Because many drag performers believe the profession has helped increase visibility for the LGBTQ community, they see the recent attacks as threatening more than just drag.
Ben Schatz, who has been performing drag for more than 40 years and founded the drag a cappella quartet Kinsey Sicks, said he sees the protests as “backlash to the mainstreaming of the LGBT community” and that drag is simply a front line.
“It’s a convenient target. It’s easier than making Pete Buttigieg sound scary to make someone like me sound scary,” Schatz said.
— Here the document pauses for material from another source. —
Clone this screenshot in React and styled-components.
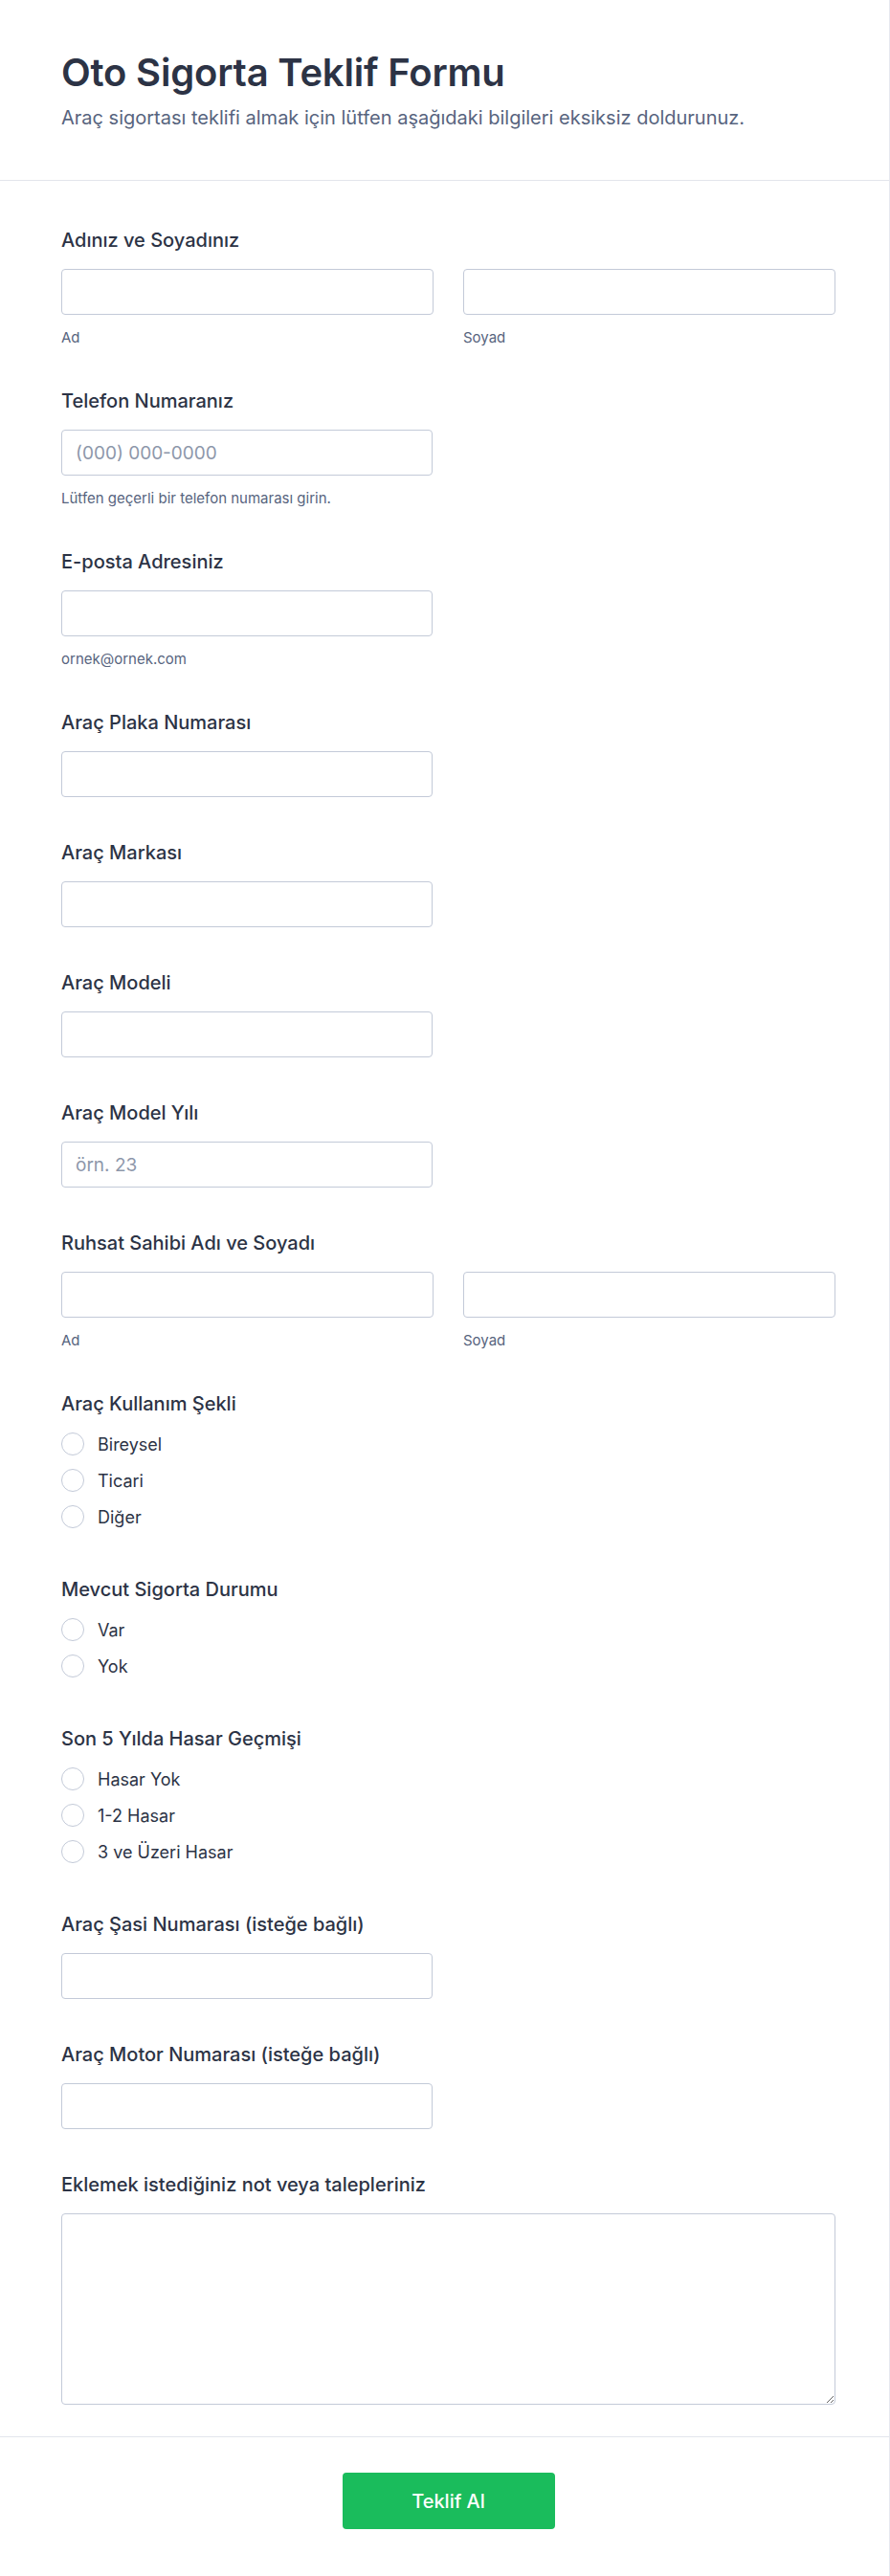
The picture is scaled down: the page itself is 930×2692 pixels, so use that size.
import React from 'react';
import styled, { createGlobalStyle } from 'styled-components';

const GlobalStyle = createGlobalStyle`
  * { box-sizing: border-box; }
  body {
    margin: 0;
    background: #fff;
    font-family: Inter, 'Noto Sans', sans-serif;
    color: #2c3345;
  }
`;

const Page = styled.div`
  width: 930px;
  min-height: 2692px;
  background: #fff;
  border-right: 1px solid #e6e8ef;
`;

const Header = styled.header`
  padding: 52px 56px 51px 64px;
  border-bottom: 1px solid #e3e5ec;
`;

const Title = styled.h1`
  margin: 0;
  font-size: 40px;
  line-height: 48px;
  font-weight: 600;
  color: #2c3345;
  letter-spacing: -0.2px;
`;

const Subtitle = styled.p`
  margin: 9px 0 0;
  font-size: 20px;
  line-height: 28px;
  color: #57647e;
`;

const Body = styled.div`
  padding: 50px 56px 33px 64px;
  display: flex;
  flex-direction: column;
  gap: 46px;
  border-bottom: 1px solid #e3e5ec;
`;

const Field = styled.div`
  display: flex;
  flex-direction: column;
  padding-bottom: ${({ $extra }) => $extra || 0}px;
`;

const Label = styled.label`
  display: block;
  font-size: 20px;
  line-height: 24px;
  font-weight: 500;
  color: #2c3345;
  margin-bottom: 18px;
`;

const Row = styled.div`
  display: grid;
  grid-template-columns: 1fr 1fr;
  column-gap: 31px;
`;

const Col = styled.div`
  display: flex;
  flex-direction: column;
`;

const Input = styled.input`
  width: ${({ $half }) => ($half ? '388px' : '100%')};
  height: 48px;
  padding: 0 14px;
  border: 1px solid #c3cad8;
  border-radius: 4px;
  font-family: inherit;
  font-size: 19px;
  color: #2c3345;
  background: #fff;
  outline: none;

  &::placeholder {
    color: #8d97aa;
  }
`;

const TextArea = styled.textarea`
  width: 100%;
  height: 200px;
  padding: 12px 14px;
  border: 1px solid #c3cad8;
  border-radius: 4px;
  font-family: inherit;
  font-size: 18px;
  color: #2c3345;
  resize: vertical;
  outline: none;
  display: block;
`;

const Hint = styled.span`
  margin-top: 16px;
  font-size: 15px;
  line-height: 16px;
  color: #57647e;
`;

const Options = styled.div`
  display: flex;
  flex-direction: column;
  gap: 10px;
  margin-top: -2px;
`;

const Option = styled.label`
  display: flex;
  align-items: center;
  gap: 14px;
  height: 28px;
  font-size: 18px;
  color: #2c3345;
`;

const Circle = styled.span`
  width: 24px;
  height: 24px;
  border-radius: 50%;
  border: 1.5px solid #c3cad8;
  background: #fff;
  flex-shrink: 0;
`;

const Footer = styled.div`
  padding: 37px 56px 50px 64px;
  display: flex;
  justify-content: center;
`;

const SubmitButton = styled.button`
  width: 222px;
  height: 59px;
  border: none;
  border-radius: 4px;
  background: #1abc5c;
  color: #fff;
  font-family: inherit;
  font-size: 20px;
  font-weight: 500;
  cursor: pointer;
`;

const NameField = ({ label }) => (
  <Field>
    <Label>{label}</Label>
    <Row>
      <Col>
        <Input />
        <Hint>Ad</Hint>
      </Col>
      <Col>
        <Input />
        <Hint>Soyad</Hint>
      </Col>
    </Row>
  </Field>
);

const TextField = ({ label, placeholder, hint }) => (
  <Field>
    <Label>{label}</Label>
    <Input $half placeholder={placeholder} />
    {hint && <Hint>{hint}</Hint>}
  </Field>
);

const RadioField = ({ label, options }) => (
  <Field $extra={4}>
    <Label>{label}</Label>
    <Options>
      {options.map((o) => (
        <Option key={o}>
          <Circle />
          {o}
        </Option>
      ))}
    </Options>
  </Field>
);

export default function App() {
  return (
    <Page>
      <GlobalStyle />
      <Header>
        <Title>Oto Sigorta Teklif Formu</Title>
        <Subtitle>Araç sigortası teklifi almak için lütfen aşağıdaki bilgileri eksiksiz doldurunuz.</Subtitle>
      </Header>
      <Body>
        <NameField label="Adınız ve Soyadınız" />
        <TextField label="Telefon Numaranız" placeholder="(000) 000-0000" hint="Lütfen geçerli bir telefon numarası girin." />
        <TextField label="E-posta Adresiniz" hint="ornek@ornek.com" />
        <TextField label="Araç Plaka Numarası" />
        <TextField label="Araç Markası" />
        <TextField label="Araç Modeli" />
        <TextField label="Araç Model Yılı" placeholder="örn. 23" />
        <NameField label="Ruhsat Sahibi Adı ve Soyadı" />
        <RadioField label="Araç Kullanım Şekli" options={['Bireysel', 'Ticari', 'Diğer']} />
        <RadioField label="Mevcut Sigorta Durumu" options={['Var', 'Yok']} />
        <RadioField label="Son 5 Yılda Hasar Geçmişi" options={['Hasar Yok', '1-2 Hasar', '3 ve Üzeri Hasar']} />
        <TextField label="Araç Şasi Numarası (isteğe bağlı)" />
        <TextField label="Araç Motor Numarası (isteğe bağlı)" />
        <Field>
          <Label>Eklemek istediğiniz not veya talepleriniz</Label>
          <TextArea />
        </Field>
      </Body>
      <Footer>
        <SubmitButton type="button">Teklif Al</SubmitButton>
      </Footer>
    </Page>
  );
}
Peppermint said she sees the attacks as a “red herring” and “code for ‘we don’t like gay people, we don’t like trans people, but we’re going to say drag.’”
That politicization is why combating the pushback is especially important, performers say. “Drag is actually a pivot point around gay rights, trans rights, and women’s rights. We might see them all, that sexism, transphobia and homophobia are actually all wrapped up inside of drag phobia,” Khubchandani said. “That is not a singular gay rights issue, to defend drag, but actually a trans women’s rights issue, as well.”
For Martini, this era is an inflection point for drag and LGBTQ rights more broadly. “We are just at this sort of weird meeting of, there is so much drag out there, but there is also this very real political threat. We could potentially be made illegal,” Martini said. “Everything could just be over.”